I went around Tokyo in a terrible funk yesterday. Far from being the "oh it's so good to be back in Tokyo" trip that I was looking forward to, this short visit feels like the final nail in the Tokyo Coffin.

Maybe it's the grey skies. No sunshine since I arrived Tuesday evening. Maybe it was stepping outside my mom's house on Wednesday and, smelling fragrant kinmokusei (I had to look up the English word -- orange osmanthus or "sweet tea"), thinking how nice it was to be here during the couple of weeks that the entire city smells so candy sweet only to go into a coughing fit as soon as I hit the street. The air here is worse than ever. Maybe it's my having made a terrible, terrible mistake in taking on a job that I really shouldn't have. (NOT the job that brought me here. That was fine, though I was sooo disappointed when the client gave me a Napster-ready MP3 player and free trial code only to find out I need a Windows OS to hook it up. I won't go to the Dark Side! Even if I CAN listen to 1.9 million tracks free!)

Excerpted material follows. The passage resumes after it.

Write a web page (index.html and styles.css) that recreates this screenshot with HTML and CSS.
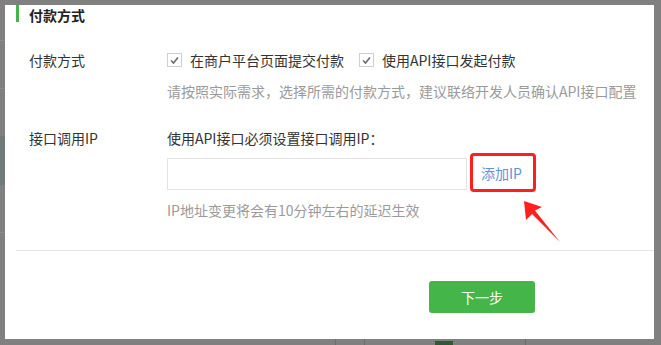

During the last 3 years of gypsying around, I always felt like Tokyo was still my spiritual home. Every time I came here, I thought of it as "going back" to Tokyo. But yesterday, walking around the too-dense city, the steel and concrete felt unbearably oppressive. I longed for the open space of Rancho Kuma, the animals that give you unconditional love, the sage-and-wild fennel air, the deep and lovely silence…

Even my eat-a-thon backfired on me. My favorite soba franchise had a shop in Kyobashi where I needed to be but when I got there, it was gone. Typical. Nothing stays the same. Disappointed but determined to have a soba lunch anyway, I went into a shop in the basement of an office building and ordered a "ten-don soba set." The tempura on my ten-don was THE worst I had ever eaten. The tempura part was all hard and crusty and it gave me indigestion.

And the worst was that everyone I passed on the streets looked as unhappy as I felt. My sister-in-law was stressed out over something yesterday morning and kept shouting at poor Pupster. My mother's been complaining "why are you only here for 2 days?" since I got here. My brother came home late last night and I think my mom (or maybe his wife?) harassed him and I could hear them arguing downstairs.

This morning, I got up at 4:30 again. While doing some internet research (being back on broadband IS nice after weeks of Stone Age dial-up baud rates!) I cruised some of my favorite blogs and got directed to this. Thank you!

It's helped me peek out from under my Blanket of Gloom. And I will be flying out of here today. Back "home."